Keine Störung im Männerbetrieb

von Stephanie Heide
Antifa-Magazin »der rechte rand« Ausgabe 183 - März / April 2020

#IfS

Der Kubitschek‘sche Ziegenhof in Schnellroda – mit seinem »Institut für Staatspolitik« (IfS), dem »Verlag Antaios« und der Zeitschrift »Sezession« – war immer wieder Schauplatz von Reportagen, die Götz Kubitschek und Ellen Kositza, selbstbewusst und auf Augenhöhe, als die Gesichter der »neuen« und »intellektuellen« Rechten inszenierten. Das IfS ist jedoch keineswegs ein Raum, der von Frauen intellektuell mitgestaltet wird, darüber darf weder die Anwesenheit noch ein gewisses Prestige von Frauen wie Kositza hinwegtäuschen. Deren Zuständigkeit sind Kinder und Küche, die von Kubitschek sind Geschäft und Politik. Er steht für das Intellektuelle, sie liefert die Glossen.

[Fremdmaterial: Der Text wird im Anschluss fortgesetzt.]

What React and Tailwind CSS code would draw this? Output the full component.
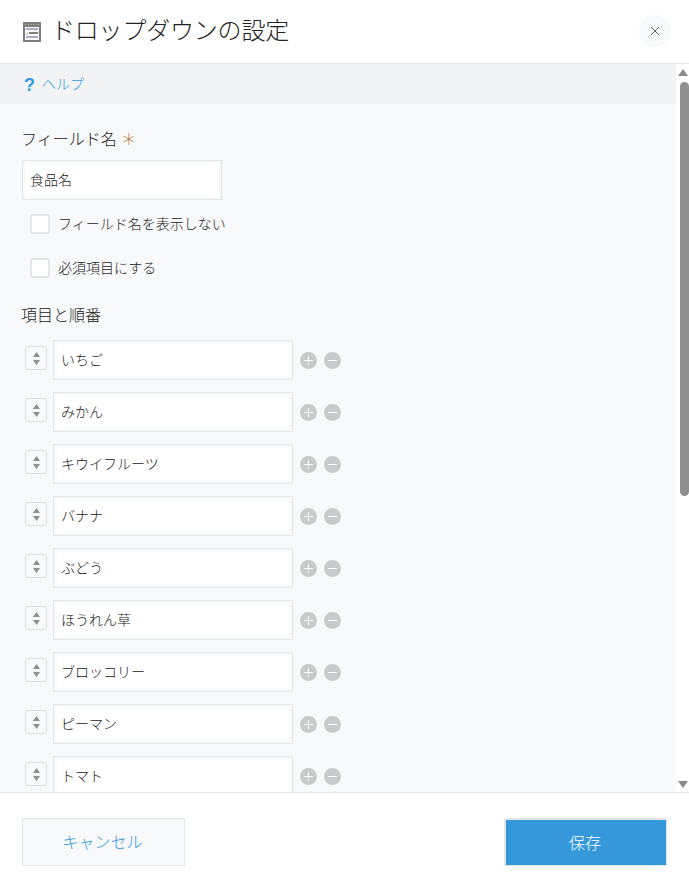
import React from "react";

const FONT = "font-['Noto_Sans_CJK_JP','Noto_Sans',sans-serif]";
const ITEMS = ["いちご", "みかん", "キウイフルーツ", "バナナ", "ぶどう", "ほうれん草", "ブロッコリー", "ピーマン", "トマト"];
const INPUT = "border border-[#e3e7e8] bg-white shadow-[inset_2px_2px_2px_#f7f8f9,inset_-2px_-2px_2px_#f7f8f9] flex items-center pl-[7px] pr-2 pb-[2px] text-sm font-light text-[#222]";

function FormIcon() {
  return (
    <svg width="18" height="20" viewBox="0 0 18 20" className="shrink-0">
      <rect width="18" height="20" fill="#7d7d7d" />
      <path d="M2.5 2.5h1M5 2.5h1M7.5 2.5h1M10 2.5h1M12.5 2.5h1M15 2.5h1" stroke="#b5b5b5" strokeWidth="1" />
      <rect x="2" y="5" width="14" height="13" fill="#fff" />
      <rect x="3" y="6" width="12" height="2" fill="#a9adc4" />
      <rect x="6" y="10" width="9" height="2" fill="#7d7d7d" />
      <rect x="3" y="14" width="12" height="2" fill="#a9adc4" />
      <path d="M3 11.5l1 .8 1-1.8" stroke="#9a9a9a" strokeWidth="0.8" fill="none" />
    </svg>
  );
}

function Sorter() {
  return (
    <div className="w-[22px] h-6 mt-1.5 rounded-[3px] border border-[#dcdedf] bg-[#f7f9fa] flex flex-col items-center justify-center gap-[3px]">
      <svg width="7" height="5" viewBox="0 0 7 5"><path d="M3.5 0l3.5 5H0z" fill="#8f8f8f" /></svg>
      <svg width="7" height="5" viewBox="0 0 7 5"><path d="M3.5 5l3.5-5H0z" fill="#8f8f8f" /></svg>
    </div>
  );
}

function RoundBtn({ plus }) {
  return (
    <svg width="17" height="17" viewBox="0 0 17 17">
      <circle cx="8.5" cy="8.5" r="8.5" fill="#c8c9cb" />
      <path d={plus ? "M4 8.5h9M8.5 4v9" : "M4 8.5h9"} stroke="#fff" strokeWidth="1" />
    </svg>
  );
}

function Row({ label }) {
  return (
    <div className="flex items-start h-10 shrink-0">
      <Sorter />
      <div className={`${INPUT} w-60 h-10 ml-1.5 shrink-0`}>{label}</div>
      <div className="flex gap-[7px] ml-[7px] mt-3">
        <RoundBtn plus />
        <RoundBtn />
      </div>
    </div>
  );
}

function Check({ label, className }) {
  return (
    <div className={`flex items-center h-5 ml-2 ${className}`}>
      <div className="w-5 h-5 rounded-[3px] border-2 border-[#e3e7e8] bg-white shrink-0" />
      <span className="ml-2 pb-[2px] text-sm font-light text-[#222]">{label}</span>
    </div>
  );
}

export default function App() {
  return (
    <div className={`${FONT} w-[689px] h-[887px] bg-white flex flex-col overflow-hidden`}>
      <header className="h-16 shrink-0 border-b border-[#e3e7e8] flex items-center pl-[23px] pr-[17px]">
        <FormIcon />
        <h1 className="ml-[10px] text-2xl text-[#222] font-light leading-8 -mt-[5px] tracking-[-0.2px]">ドロップダウンの設定</h1>
        <button className="ml-auto w-8 h-8 rounded-full bg-[#f7f9fa] flex items-center justify-center -mt-[1px] -translate-x-px">
          <svg width="10" height="10" viewBox="0 0 10 10"><path d="M1 1l8 8M9 1l-8 8" stroke="#666" strokeWidth="1" /></svg>
        </button>
      </header>

      <div className="flex h-[728px] shrink-0 overflow-hidden">
        <main className="w-[676px] shrink-0 bg-[#f7f9fa] flex flex-col overflow-hidden">
          <div className="h-10 shrink-0 bg-[#f1f3f5] flex items-center pl-6 text-sm font-light text-[#3498db]">
            <span className="font-['Liberation_Sans',sans-serif] font-bold text-lg w-[18px] mt-[1px]">?</span>
            <span className="pb-[2px]">ヘルプ</span>
          </div>
          <div className="pl-[22px] pt-[23px] flex flex-col">
            <div className="h-6 leading-6 text-base font-light text-[#222] -translate-y-px -translate-x-px flex items-start">
              フィールド名<span className="text-[#bd8248] ml-1">＊</span>
            </div>
            <div className={`${INPUT} w-[200px] h-10 mt-[9px]`}>食品名</div>
            <Check label="フィールド名を表示しない" className="mt-3.5" />
            <Check label="必須項目にする" className="mt-6" />
            <div className="h-6 leading-6 text-base font-light text-[#222] mt-[25px] -translate-y-px -translate-x-px">項目と順番</div>
            <div className="flex flex-col gap-3 mt-[13px] pl-[3px]">
              {ITEMS.map((t) => <Row key={t} label={t} />)}
            </div>
          </div>
        </main>
        <aside className="w-[13px] shrink-0 bg-white flex flex-col items-center">
          <svg width="10" height="7" viewBox="0 0 10 7" className="mt-[5px] shrink-0"><path d="M5 0l5 7H0z" fill="#8a8a8a" /></svg>
          <div className="w-[9px] h-[414px] mt-[6px] ml-[3px] rounded-full bg-[#8f8f8f] shrink-0" />
          <svg width="10" height="7" viewBox="0 0 10 7" className="mt-auto mb-[4px] shrink-0"><path d="M5 7l5-7H0z" fill="#8a8a8a" /></svg>
        </aside>
      </div>

      <footer className="flex-1 border-t border-[#e3e7e8] bg-white flex items-start justify-between pl-[22px] pr-[22px] pt-[25px]">
        <button className="w-[163px] h-12 border border-[#e3e7e8] bg-[#f7f9fa] text-base font-light text-[#3498db] pb-[2px] pr-[2px]">キャンセル</button>
        <button className="w-[163px] h-12 border-t-2 border-l-2 border-r border-b border-[#e3e7e8] bg-[#3498db] text-base font-light text-white pb-[2px] pr-[2px]">保存</button>
      </footer>
    </div>
  );
}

Antifa Magazin der rechte rand
Sommerfeld, Kositza und Kubitschek auf der Leipziger Buchmesse 2018
© Mark Mühlhaus / attenzione


Kositza ist das weibliche Werbegesicht von Schnellroda, ihr Metier sind Buchrezensionen, in Textform und als Videos. In jungen Jahren wurde sie für die »Junge Freiheit« entdeckt, studierte, heiratete, bekam zwei Töchter, lernte Götz Kubitschek kennen und bekam fünf weitere Kinder. Währenddessen schrieb sie für die »Sezession«, erhielt 2008 den »Gerhard-Löwenthal-Preis« für rechte Publizistik und ist seither auch redaktionell für die »Sezession« tätig. Im Hauptberuf ist sie Mutter und Ehefrau. Seit 2016 bewirbt sie unter dem Titel »Ellen Kositza empfiehlt Literatur« auf YouTube Neuerscheinungen (nicht nur) des »Antaios«-Verlags. In »Aufgeblättert. Zugeschlagen. Mit Rechten lesen«, einem weiteren Videoformat, tritt sie seit 2018 zusammen mit der Dresdnerin Susanne Dagen auf, der Inhaberin des »Buchhaus Loschwitz« und Mitinitiatorin der »Charta 2017«. Hier besprechen die beiden mit jeweils einem Gast ausgewählte Lieblingsbücher.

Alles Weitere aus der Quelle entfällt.